M. Jacques Pelletier. Je remercie M. le secrétaire d'Etat de l'amabilité avec laquelle il répond toujours aux questions que nous lui posons.
Cependant, je reste un peu sur ma faim : je comprends parfaitement que la mesure que je préconise ne puisse être mise en oeuvre par un simple décret et nécessite une longue étude, mais je souhaite, monsieur le secrétaire d'Etat, que vous puissiez faire part à votre nouveau collègue chargé de l'éducation nationale, M. Jack Lang, de mes souhaits, qui sont, je crois, ceux de la Haute Assemblée.
Le recrutement d'étudiants de troisième cycle présenterait, à mon avis, divers avantages. En effet, l'une des difficultés de tous les ministres de l'éducation nationale est de trouver des remplaçants auxiliaires, ce qui conduit à engager des maîtres auxiliaires.
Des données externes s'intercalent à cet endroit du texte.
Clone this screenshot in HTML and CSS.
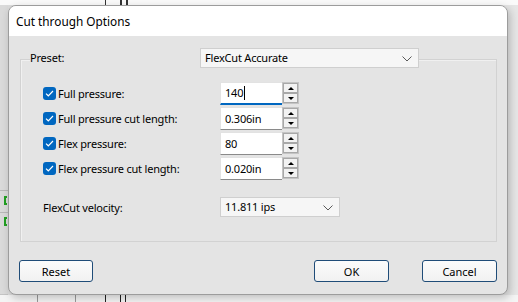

Au bout d'un certain temps, ces derniers demandent ensuite à être titularisés, ce qui est tout à fait logique : nous connaissons cette situation depuis vingt ans ! En recrutant des étudiants de troisième cycle, le danger de la titularisation disparaîtrait, car les intéressés ont d'autres perspectives.
Cette démarche semble intelligente et intéressante pour le ministère de l'éducation nationale, et je vous demande, monsieur le secrétaire d'Etat, d'en faire état auprès du nouveau ministre de l'éducation nationale. Quoi qu'il en soit, il est certain que, dans quelques mois, je me permettrai de l'interroger à nouveau sur ce sujet.